Some interior work has been done at those properties, but Crisci has not yet released any specific intentions for his latest purchase.
Gustafson said Crisci has not had a lot of luck in attracting a potential tenant for the downtown properties he purchased last year, "but he knows it's only a matter of time. It's the same with his latest purchase. I wouldn't think the price he paid for that property is a good deal, but it will be in five years. He's banking on the future."
Gustafson said he is always seeking investors for downtown Bradenton, and Crisci "has just been someone who has believed in what we are all trying to do and he wants to invest in that. He's not one of the big money guys, but he's probably spent over $1 million and that's a pretty strong statement that he believes in what we are doing.
"We are so appreciative to him and anyone who is helping us continue to enthusiastically and aggressively pursue our vision for downtown," Gustafson said.
Crisci apparently approached Darwin Brewery about the site, and was surprised to learn Darwin wants another craft brewery in the neighborhood, which already is home to Darwin's and the Motorworks Brewery, 1014 Ninth St. W.
"While we aren't looking to become the craft brewery capital of the world, it does fit into the sports and entertainment district idea," said Gustafson. "They believe there is strength in numbers."
A Darwin representative did not return a call for comment Tuesday.
Motorworks Brewery President Denise Tschida said she welcomes any new business that will add to the overall vision of an entertainment district -- but not necessarily another brewery.

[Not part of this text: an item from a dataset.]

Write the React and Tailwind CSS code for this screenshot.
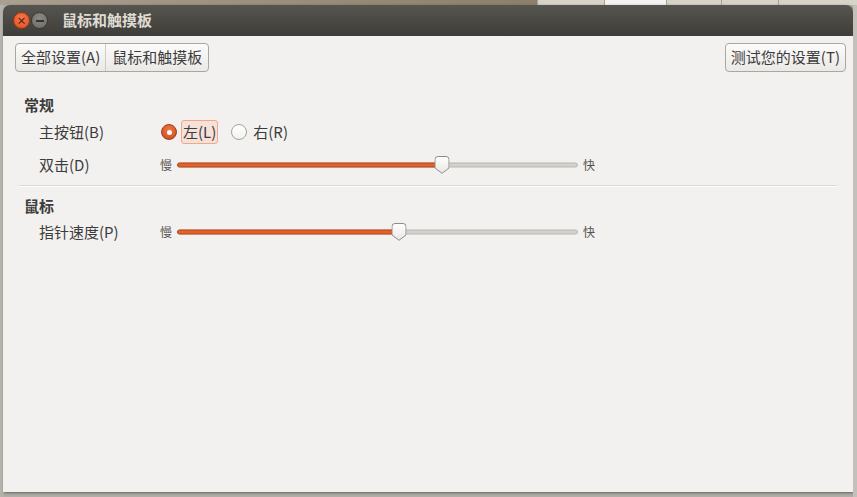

"I have nothing against the idea of another brewery and we are happy to have Darwin as a neighbor, but I'm not sure anyone wants to see breweries line the street," said Tschida. "I think if you really want to start creating the walkable, pedestrian friendly entertainment district that we all envision, then it's time to bring in restaurants and other businesses that stay open late -- like the entertainment district in St. Pete where it is vibrant, thriving and people aren't afraid to park two blocks away."
Gustafson said the DDA is working with restaurants for other properties. The bottom line, he said, is it's another step that "demonstrates the quality ventures that are taking place in that area."
Any new business that replaces property falling into a dilapidated state is good news to Central Community Redevelopment Agency Executive Director Tim Polk, whose CCRA plans and oversees improvements in the 14th Street CRA District.
The more that is done in the private sector, the less taxpayer funds are needed for investment.
Polk said the emphasis continues to be the 14th Street CRA District, but with continued private sector investment, "we envision that street correcting itself," he said. "Ninth Street is going to be a success and now with this latest purchase on 17th Avenue West, we are beginning to see the synergy there."